Irrespective of that, your argument is bullshit.

Just because kids can use computers is does not mean they should. The internet is a faily free and liberal place - I would very much like to keep it that way. If there are kids buzzing around doing whatever the fuck they like I would like that to remain their parents problem not mine. If however the world accepts that kids (minors) have an equal place on the internet then there will immediately spring up a much larger lobby group than already exists to regulate and control what is published and said and what level of anonymity people are allowed to maintain. All of that stuff is, to some extent, regulated but extremely hard to enforce.

And yes - I CAN just take that away from kids if I think it is dangerous - I can take it away from my kids for a start. Some parents are cool with their kids knowing the combination to the ammo safe - I am not. And if a neighbour or friend's parent allowed a child of mine free and unmonitored access to the internet I would be pissed off to the highest degree. Kids can and will always sneak around behind their parents back but that does not under any circumstances mean their parents should let them do all the things they want to sneak around and do. I snuck around buying cigarettes and hash when I was 15 - should my parents have gone out and got it for me and taught me how to skin up?

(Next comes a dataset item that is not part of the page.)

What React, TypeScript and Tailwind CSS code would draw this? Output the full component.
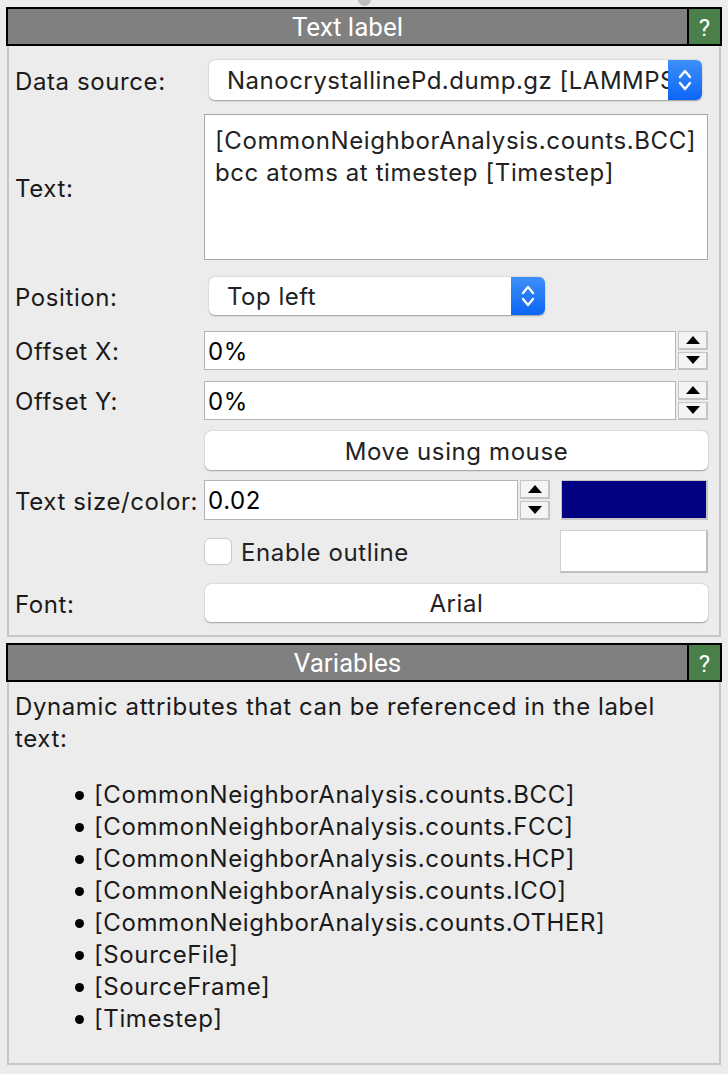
import React from "react";

const font = { fontFamily: "Inter, 'Noto Sans', sans-serif" };

function Header({ title }: { title: string }) {
  return (
    <div className="mx-[6px] flex h-[39px] border-2 border-black bg-[#808080]">
      <div
        className="flex flex-1 items-center justify-center pt-[2px] text-[26px] text-white"
        style={{ fontFamily: "Roboto, sans-serif" }}
      >
        {title}
      </div>
      <div
        className="flex w-[33px] items-center justify-center border-l-2 border-black bg-[#4b7f4a] pt-[2px] text-[24px] text-white"
        style={{ fontFamily: "Roboto, sans-serif" }}
      >
        ?
      </div>
    </div>
  );
}

function Combo({ text, width }: { text: string; width: string }) {
  return (
    <div
      className={`ml-[5px] flex h-full overflow-hidden rounded-[6px] bg-white shadow-[0_0.5px_1.5px_rgba(0,0,0,0.35)] ${width}`}
    >
      <div className="flex flex-1 items-center overflow-hidden whitespace-nowrap pl-[18px] pt-[2px] text-[24px] tracking-[0.5px] text-[#222]">
        {text}
      </div>
      <div className="flex w-[34px] items-center justify-center bg-gradient-to-b from-[#3d8ff8] to-[#0865f6]">
        <svg width="16" height="26" viewBox="0 0 16 26" fill="none" stroke="white" strokeWidth="2.4" strokeLinecap="round" strokeLinejoin="round">
          <path d="M3 10 L8 4 L13 10" />
          <path d="M3 16 L8 22 L13 16" />
        </svg>
      </div>
    </div>
  );
}

function Spinner() {
  return (
    <div className="ml-[2px] flex h-full w-[30px] flex-col gap-[2px]">
      {[0, 1].map((i) => (
        <div
          key={i}
          className="flex flex-1 items-center justify-center border border-[#c4c4c4] border-b-2 border-r-2 bg-[#f4f4f4]"
        >
          <svg width="14" height="8" viewBox="0 0 14 8">
            {i === 0 ? <path d="M0 8 L7 0 L14 8 Z" fill="black" /> : <path d="M0 0 L7 8 L14 0 Z" fill="black" />}
          </svg>
        </div>
      ))}
    </div>
  );
}

function Input({ value }: { value: string }) {
  return (
    <div className="flex h-full flex-1 items-center border border-[#b4b4b4] bg-white pl-[3px] pt-[2px] text-[24px] tracking-[0.6px] text-black">
      {value}
    </div>
  );
}

function PushButton({ label }: { label: string }) {
  return (
    <div className="ml-[1px] flex h-full flex-1 items-center justify-center rounded-[6px] bg-white pt-[2px] text-[24px] tracking-[0.6px] text-[#222] shadow-[0_0.5px_1.5px_rgba(0,0,0,0.35)]">
      {label}
    </div>
  );
}

function Row({ label, className, children }: { label?: string; className: string; children: React.ReactNode }) {
  return (
    <div className={`flex items-center ${className}`}>
      <div className="w-[189px] shrink-0 whitespace-nowrap pt-[3px] text-[24px] tracking-[0.6px] text-[#1a1a1a]">{label}</div>
      <div className="flex h-full flex-1 items-center">{children}</div>
    </div>
  );
}

const vars = [
  "[CommonNeighborAnalysis.counts.BCC]",
  "[CommonNeighborAnalysis.counts.FCC]",
  "[CommonNeighborAnalysis.counts.HCP]",
  "[CommonNeighborAnalysis.counts.ICO]",
  "[CommonNeighborAnalysis.counts.OTHER]",
  "[SourceFile]",
  "[SourceFrame]",
  "[Timestep]",
];

export default function App() {
  return (
    <div className="relative h-[1074px] w-[728px] overflow-hidden bg-[#ececec] pt-[7px]" style={font}>
      {/* splitter handle */}
      <div className="absolute left-[358px] top-[-7px] h-[13px] w-[13px] rounded-full bg-[#bdbdbd]" />

      <Header title="Text label" />
      <div className="mx-[7px] flex flex-col border-2 border-t-0 border-[#c6c6c6] pb-[13px] pl-[6px] pr-[11px]">
        <Row label="Data source:" className="mt-[14px] h-[40px]">
          <Combo text="NanocrystallinePd.dump.gz [LAMMPS Dump File]" width="w-[493px]" />
        </Row>
        <Row label="Text:" className="mt-[14px] h-[146px]">
          <div className="h-full flex-1 border border-[#a8a8a8] bg-white pl-[10px] pt-[10px] text-[24px] leading-[32px] tracking-[0.6px] text-[#222]">
            [CommonNeighborAnalysis.counts.BCC]
            <br />
            bcc atoms at timestep [Timestep]
          </div>
        </Row>
        <Row label="Position:" className="mt-[17px] h-[38px]">
          <Combo text="Top left" width="w-[336px]" />
        </Row>
        <Row label="Offset X:" className="mt-[16px] h-[39px]">
          <Input value="0%" />
          <Spinner />
        </Row>
        <Row label="Offset Y:" className="mt-[11px] h-[39px]">
          <Input value="0%" />
          <Spinner />
        </Row>
        <Row className="mt-[11px] h-[39px]">
          <PushButton label="Move using mouse" />
        </Row>
        <Row label="Text size/color:" className="mt-[10px] h-[40px]">
          <div className="flex h-full w-[346px] items-center">
            <Input value="0.02" />
            <Spinner />
          </div>
          <div className="ml-[11px] h-full flex-1 border border-[#c4c4c4] border-b-2 border-r-2 bg-[#000080]" />
        </Row>
        <Row className="mt-[10px] h-[43px]">
          <div className="flex h-full w-[356px] items-center">
            <div className="h-[27px] w-[28px] rounded-[6px] border border-[#c9c9c9] bg-white" />
            <span className="ml-[9px] pt-[3px] text-[24px] tracking-[0.6px] text-[#222]">Enable outline</span>
          </div>
          <div className="h-full flex-1 border border-[#d0d0d0] border-b-2 border-r-2 border-b-[#c0c0c0] border-r-[#c0c0c0] bg-white" />
        </Row>
        <Row label="Font:" className="mt-[11px] h-[38px]">
          <PushButton label="Arial" />
        </Row>
      </div>

      <div className="mt-[6px]">
        <Header title="Variables" />
      </div>
      <div className="mx-[7px] border-2 border-t-0 border-[#c6c6c6] pb-[28px] pl-[6px] pr-[11px] pt-[9px] text-[24px] leading-[32px] tracking-[0.6px] text-[#1a1a1a]">
        <p className="w-[680px]">Dynamic attributes that can be referenced in the label text:</p>
        <ul className="mt-[24px]">
          {vars.map((v) => (
            <li key={v} className="flex items-center">
              <span className="ml-[60px] mr-[10px] h-[9px] w-[9px] rounded-full bg-black" />
              {v}
            </li>
          ))}
        </ul>
      </div>
    </div>
  );
}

Parents who allow there kids unmonitored internet access are stupid and exposing their children to all manner of dangers. Jason put it extremely well "[kids are] emotionally immature. They're kids so they should be expected to be so".
I don't mean to sound like I'm attacking you in the posts I quote of yours, honest. Sorry if it's coming out that way. You're points are valid, just not something my parents could have controlled, so for me and all the other teens out there.. the point would have been moot.